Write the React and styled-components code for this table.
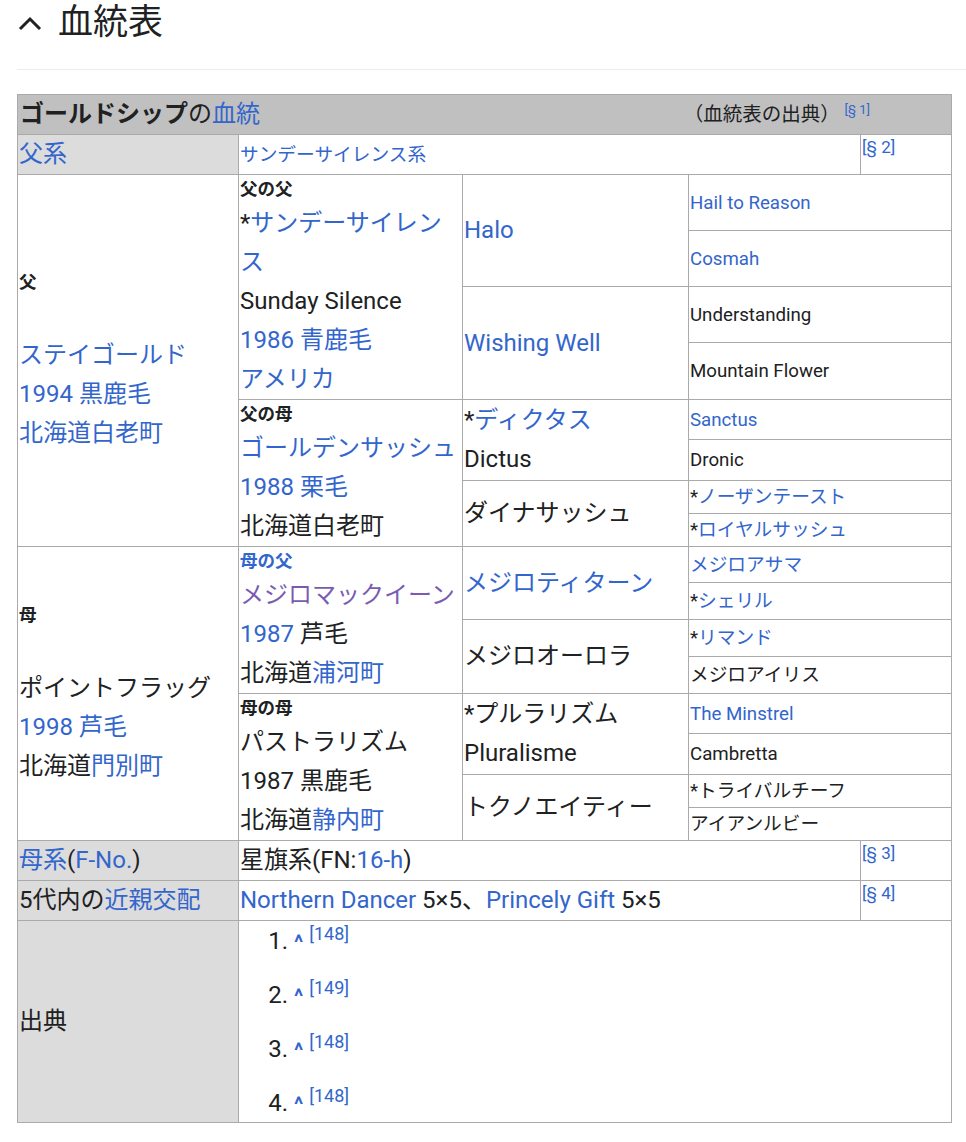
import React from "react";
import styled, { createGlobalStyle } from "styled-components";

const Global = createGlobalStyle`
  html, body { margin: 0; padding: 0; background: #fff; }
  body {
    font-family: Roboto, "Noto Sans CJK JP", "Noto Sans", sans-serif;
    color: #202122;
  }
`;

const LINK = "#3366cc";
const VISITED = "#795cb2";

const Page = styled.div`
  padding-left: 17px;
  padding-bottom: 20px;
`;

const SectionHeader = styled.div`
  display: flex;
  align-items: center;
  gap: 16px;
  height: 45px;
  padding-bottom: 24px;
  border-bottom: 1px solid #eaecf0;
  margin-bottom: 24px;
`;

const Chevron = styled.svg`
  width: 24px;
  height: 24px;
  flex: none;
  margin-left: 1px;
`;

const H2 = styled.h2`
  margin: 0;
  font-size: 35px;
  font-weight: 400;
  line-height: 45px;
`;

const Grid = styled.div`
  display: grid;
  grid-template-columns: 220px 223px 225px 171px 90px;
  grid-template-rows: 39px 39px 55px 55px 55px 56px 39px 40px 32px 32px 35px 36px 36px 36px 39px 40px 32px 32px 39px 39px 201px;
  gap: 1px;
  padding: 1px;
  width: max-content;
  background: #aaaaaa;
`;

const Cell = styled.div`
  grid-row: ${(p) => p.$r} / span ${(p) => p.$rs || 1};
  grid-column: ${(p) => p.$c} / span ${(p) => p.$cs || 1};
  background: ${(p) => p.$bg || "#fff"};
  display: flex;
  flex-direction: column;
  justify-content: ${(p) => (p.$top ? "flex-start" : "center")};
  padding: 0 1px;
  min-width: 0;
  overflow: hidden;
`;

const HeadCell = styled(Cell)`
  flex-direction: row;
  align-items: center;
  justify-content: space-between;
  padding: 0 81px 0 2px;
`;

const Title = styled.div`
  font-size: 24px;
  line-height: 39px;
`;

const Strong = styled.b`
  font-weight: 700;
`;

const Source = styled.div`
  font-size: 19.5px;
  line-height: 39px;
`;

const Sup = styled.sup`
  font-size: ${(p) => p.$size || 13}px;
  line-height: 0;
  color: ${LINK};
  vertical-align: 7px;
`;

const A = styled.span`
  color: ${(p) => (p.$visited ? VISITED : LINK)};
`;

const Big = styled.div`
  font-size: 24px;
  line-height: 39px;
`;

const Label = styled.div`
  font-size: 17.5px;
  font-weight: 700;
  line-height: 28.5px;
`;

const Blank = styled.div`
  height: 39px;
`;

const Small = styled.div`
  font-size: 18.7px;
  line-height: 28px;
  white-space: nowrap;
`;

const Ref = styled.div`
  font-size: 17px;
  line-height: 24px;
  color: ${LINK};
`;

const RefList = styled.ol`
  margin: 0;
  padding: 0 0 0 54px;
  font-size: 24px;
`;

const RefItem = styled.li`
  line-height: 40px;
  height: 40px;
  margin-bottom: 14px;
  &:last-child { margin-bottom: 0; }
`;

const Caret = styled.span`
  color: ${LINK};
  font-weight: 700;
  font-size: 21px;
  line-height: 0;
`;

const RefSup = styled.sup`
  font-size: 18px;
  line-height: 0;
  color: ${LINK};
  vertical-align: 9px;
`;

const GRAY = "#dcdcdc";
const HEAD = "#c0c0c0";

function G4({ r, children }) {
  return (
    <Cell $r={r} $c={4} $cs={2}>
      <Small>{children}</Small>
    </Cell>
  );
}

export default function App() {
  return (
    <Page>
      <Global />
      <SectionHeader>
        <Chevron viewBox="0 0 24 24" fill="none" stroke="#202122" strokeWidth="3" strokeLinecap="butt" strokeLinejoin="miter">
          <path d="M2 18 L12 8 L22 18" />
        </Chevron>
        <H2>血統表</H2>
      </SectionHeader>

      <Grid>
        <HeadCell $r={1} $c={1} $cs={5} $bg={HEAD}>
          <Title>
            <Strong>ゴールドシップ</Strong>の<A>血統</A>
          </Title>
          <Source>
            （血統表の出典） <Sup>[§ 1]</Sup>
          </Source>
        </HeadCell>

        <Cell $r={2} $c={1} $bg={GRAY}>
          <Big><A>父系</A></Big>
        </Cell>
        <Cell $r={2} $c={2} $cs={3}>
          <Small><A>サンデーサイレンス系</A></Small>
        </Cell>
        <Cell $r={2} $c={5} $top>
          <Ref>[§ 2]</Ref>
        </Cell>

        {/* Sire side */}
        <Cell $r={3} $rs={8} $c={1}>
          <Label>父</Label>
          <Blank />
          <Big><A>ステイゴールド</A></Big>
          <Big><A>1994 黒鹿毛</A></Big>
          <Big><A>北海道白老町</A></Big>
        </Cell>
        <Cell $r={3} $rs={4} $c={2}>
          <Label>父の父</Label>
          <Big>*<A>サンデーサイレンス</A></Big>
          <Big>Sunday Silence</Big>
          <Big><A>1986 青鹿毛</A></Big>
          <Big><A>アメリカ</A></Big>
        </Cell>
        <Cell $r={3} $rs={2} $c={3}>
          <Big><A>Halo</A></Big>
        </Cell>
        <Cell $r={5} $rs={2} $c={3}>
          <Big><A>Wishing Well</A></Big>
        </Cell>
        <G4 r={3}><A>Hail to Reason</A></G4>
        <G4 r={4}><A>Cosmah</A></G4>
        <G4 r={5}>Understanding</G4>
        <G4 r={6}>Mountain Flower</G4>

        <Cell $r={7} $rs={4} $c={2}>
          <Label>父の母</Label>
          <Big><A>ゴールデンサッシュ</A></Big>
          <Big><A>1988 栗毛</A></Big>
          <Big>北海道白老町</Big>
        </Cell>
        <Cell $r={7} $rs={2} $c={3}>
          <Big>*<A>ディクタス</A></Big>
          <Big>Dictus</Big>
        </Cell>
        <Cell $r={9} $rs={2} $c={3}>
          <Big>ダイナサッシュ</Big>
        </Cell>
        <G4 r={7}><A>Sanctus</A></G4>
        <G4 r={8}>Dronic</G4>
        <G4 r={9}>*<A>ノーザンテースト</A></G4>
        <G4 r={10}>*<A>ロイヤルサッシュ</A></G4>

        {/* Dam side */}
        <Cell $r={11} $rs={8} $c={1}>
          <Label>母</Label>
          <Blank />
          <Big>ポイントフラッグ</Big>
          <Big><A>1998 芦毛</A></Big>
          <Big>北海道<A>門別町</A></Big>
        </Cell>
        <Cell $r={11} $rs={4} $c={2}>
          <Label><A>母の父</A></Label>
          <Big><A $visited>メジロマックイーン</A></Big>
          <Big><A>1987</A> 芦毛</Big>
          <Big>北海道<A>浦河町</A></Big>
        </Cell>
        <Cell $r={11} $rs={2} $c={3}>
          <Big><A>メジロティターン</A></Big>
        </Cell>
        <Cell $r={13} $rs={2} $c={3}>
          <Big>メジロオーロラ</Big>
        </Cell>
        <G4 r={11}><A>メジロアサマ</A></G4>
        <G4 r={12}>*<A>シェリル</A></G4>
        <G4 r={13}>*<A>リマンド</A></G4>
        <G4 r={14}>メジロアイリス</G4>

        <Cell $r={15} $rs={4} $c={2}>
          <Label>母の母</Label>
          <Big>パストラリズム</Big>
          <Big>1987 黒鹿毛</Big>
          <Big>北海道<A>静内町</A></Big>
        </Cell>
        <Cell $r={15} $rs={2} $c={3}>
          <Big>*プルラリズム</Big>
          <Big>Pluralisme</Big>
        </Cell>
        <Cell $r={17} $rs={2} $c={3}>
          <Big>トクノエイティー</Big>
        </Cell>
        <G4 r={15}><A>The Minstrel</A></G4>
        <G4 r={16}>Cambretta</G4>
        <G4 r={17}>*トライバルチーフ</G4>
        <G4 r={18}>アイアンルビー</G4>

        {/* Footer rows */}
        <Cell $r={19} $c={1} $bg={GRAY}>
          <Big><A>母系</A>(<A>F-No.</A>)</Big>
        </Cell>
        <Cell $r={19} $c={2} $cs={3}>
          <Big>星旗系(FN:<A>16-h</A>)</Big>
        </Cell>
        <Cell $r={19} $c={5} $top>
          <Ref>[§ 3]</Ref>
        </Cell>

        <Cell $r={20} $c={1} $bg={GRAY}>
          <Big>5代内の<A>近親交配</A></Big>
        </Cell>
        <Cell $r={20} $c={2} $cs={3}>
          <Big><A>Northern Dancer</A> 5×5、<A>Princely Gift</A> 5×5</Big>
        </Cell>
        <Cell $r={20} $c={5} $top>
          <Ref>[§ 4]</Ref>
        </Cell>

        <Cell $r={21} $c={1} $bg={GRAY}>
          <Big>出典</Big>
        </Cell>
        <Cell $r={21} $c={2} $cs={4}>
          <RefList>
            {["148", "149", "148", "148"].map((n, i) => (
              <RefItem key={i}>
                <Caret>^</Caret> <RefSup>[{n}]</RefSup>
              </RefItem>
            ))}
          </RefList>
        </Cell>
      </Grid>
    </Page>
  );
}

==

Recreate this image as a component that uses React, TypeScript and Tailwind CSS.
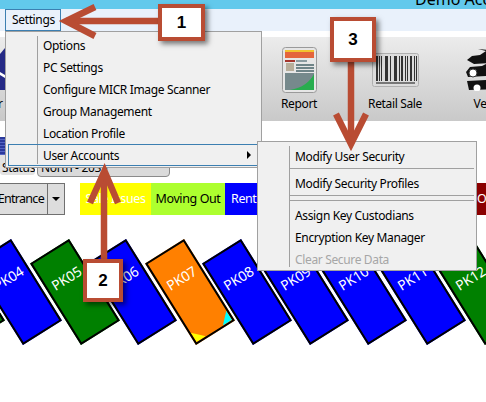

▸ THE TASK:
Every line holding "this" should be copied out.

▸ RESPONSE TO THE TASK:
Write the React and styled-components code for this table.
Recreate this image as a component that uses React, TypeScript and Tailwind CSS.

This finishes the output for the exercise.